When the time comes to actually execute probe scripts, the list of clauses is processed in the order they were specified. For each probe specification in a given clause, a list of DIF instruction sequences is passed to the kernel along with the probe specification. The kernel DTrace component performs the matching of probes against the probe specification, and associates the DIF code sequences with each probe.
With the choice to move away from a DTrace-specific kernel component for tracing building upon core Linux kernel tracing facilities certain limitations came to light. One important one is the fact that BPF programs are passed a program type specific context whereas DTrace probe clauses are expected to be passed a uniform context. The DTrace context ensures that D clauses can e.g. access probe arguments using the arg0 through arg9 variables, or through the args[] array, regardless of the probe. In BPF, some programs can access the arguments directly from the BPF context (e.g. system call probes) whereas other probes need to dig them out of the register set.
Given that the D compiler is designed to generate code in a largely probe independent manner (aside from some type checking, where possible), the way to get around the BPF requirement for program type contexts vs DTrace generic context is the use of a trampoline. The BPF program that will be attached to a probe will be a small trampoline that is probe type (and therefore program type) specific. It's main job is to take the BPF context and construct a DTrace context from it. Once that is done, a call is made to the BPF code that implements the actual clause.
With this basic knowledge about the need for trampoline code in the current DTrace on Linux, we can discuss the compilation process.
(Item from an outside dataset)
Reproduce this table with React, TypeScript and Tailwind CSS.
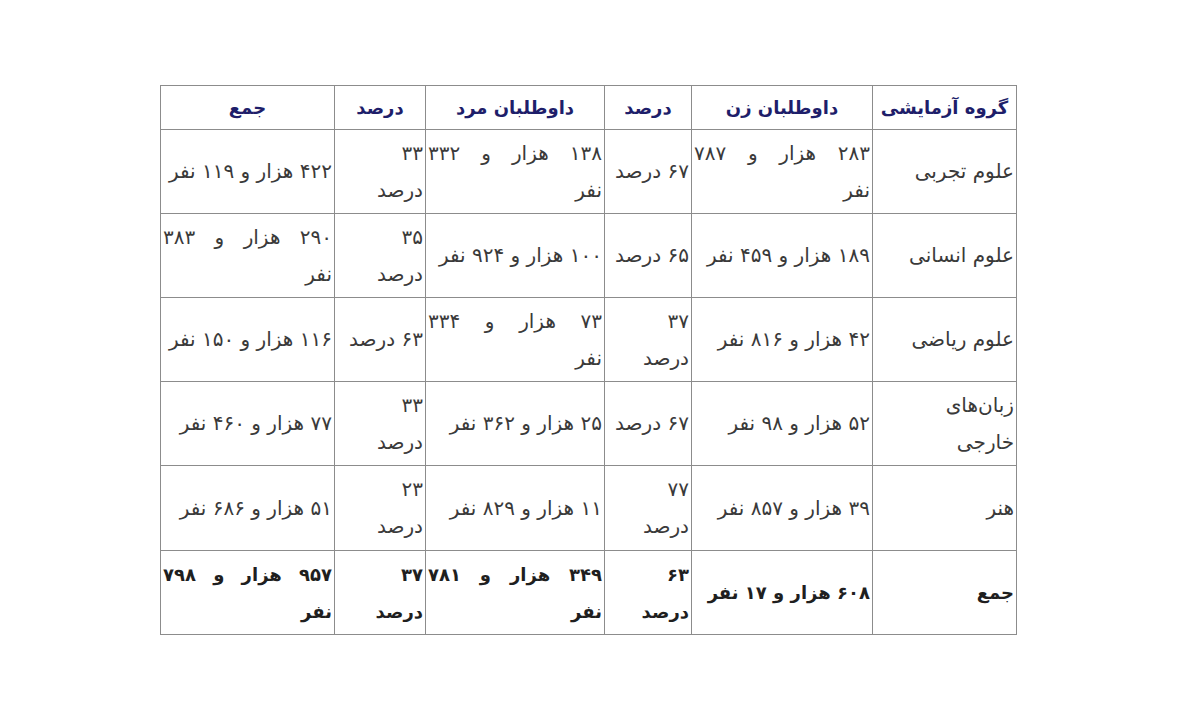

Just as with DTrace in its first implementation, a given clause is compiled for each of its associated probe specifications. Again, the list of probe specifications is just that: a comma-separated list of probe specifications. Since each probe specification may contains wildcard elements, each probe specification may resolve into multiple probes that match the specification.
As before, a clause is only compiled once for each set of probes that matches a given specification. Simply put: if there are N probe specifications for a clause, the clause will be compiled N times (regardless of how many probes match the different specifications). It is also important to note that a clause is compiled into a single BPF program (note how this is different from what DTrace v1 does as described above).
The compilation of a clause for (one of) its probe specification(s) starts with a call to the trampoline generator in a provider implementation that matches the probe specification. Here the first complication pops up. If the probe specification matches more than one probe, and the matching probes do not belong to the same provider or do not share a consistent argument set compilation is not possible. In practical terms this means that almost all probe specifications that match more than one probe cause compilation to fail. More on this in the next section.
As an example, let's look at the trampoline code generated for a syscall probe (in C syntax):
struct syscall_data {
dt_pt_regs *regs;
long syscall_nr;
long arg[6];
};
int main(struct syscall_data *ctx)
{
struct dt_bpf_context dctx;
int rc;
memset(&dctx, 0, sizeof(dctx));
dctx.epid = EPID;
for (i = 0; i < ARGC; i++)
`dctx.argv[i] = ctx->arg[i];
#ifdef HAS_PREDICATE
rc = dt_predicate(ctx, &dctx);
if (rc == 0)
goto exit;
#endif
rc = dt_program(ctx, &dctx);
exit:
return rc;
}
The syscall_data struct provides a definition of the BPF context that is passed to BPF programs attached to system call entry and return probes. In the C code above EPID is an identifier that will be filled in when the code is loaded, ARGC is the number of arguments that the probe has, and HAS_PREDICATE is true if the clause has a predicate.
Next, if there is a predicate, code is generated for it in the same instruction stream as the trampoline. In other words, the predicate implementing code is appended to the trampoline (after the exit instruction).
Then, the actual D code block is compiled and the BPF instructions are appended to the instruction stream that starts with the trampoline and also contains the predicate code (if there is one). The generated code starts of with a prologue that establishes the environment for executing the body of the clause (and more often than not, record tracing information in the output buffer). The prologue is (in C syntax):
int dt_program(void *ctx, struct dt_bpf_context *dctx)
{
int rc; /* %r0 */
int key;
int cpu;
char *buf; /* %r9 */
cpu = bpf_get_smp_processor_id();
key = 0;
rc = bpf_map_lookup_elem(&mem, &key);
if (rc == NULL)
return 0;
/* Store a 4-byte filler (0) in front of the actual content. */
*((uint32_t *)&buf[0]) = 0;
buf += 4;
*((uint32_t *)&buf[0]) = dctx->epid;
*((uint32_t *)&buf[4]) = 0;
/* END OF PROLOGUE */
The code generated for the rest of the D code block follows this prologue, and is followed by an epilogue (in C syntax):
/* START OF EPILOGUE */
if (dctx->fault)
return dctx->fault;
return bpf_perf_event_output(ctx, &buffers, cpu, buf-4, SIZE+4);
}
The details on how the buffer is managed is outside the scope of this document. The important aspect here is that the prologue initializes some important data that is expected to exist during the code generation phase of compiling the D code block, and the epilogue is important because it submits the buffer data to the output buffer that the DTrace consumer will process.
Once the D code block has been compiled. the entire "program" (trampoline, compiled predicate (if any), and compiled D code block) is assembled. It is at this stage that the calls to dt_predicate and dt_program are resolved based on the actual start addresses of those pieces of code.
When the time comes to actually execute probe scripts, global BPF maps are created and then the list of clauses is processed in the order they were specified. For each probe specification in a given clause there will be exactly one program (remember: all actions are compiled into a single program, along with the trampoline and predicate).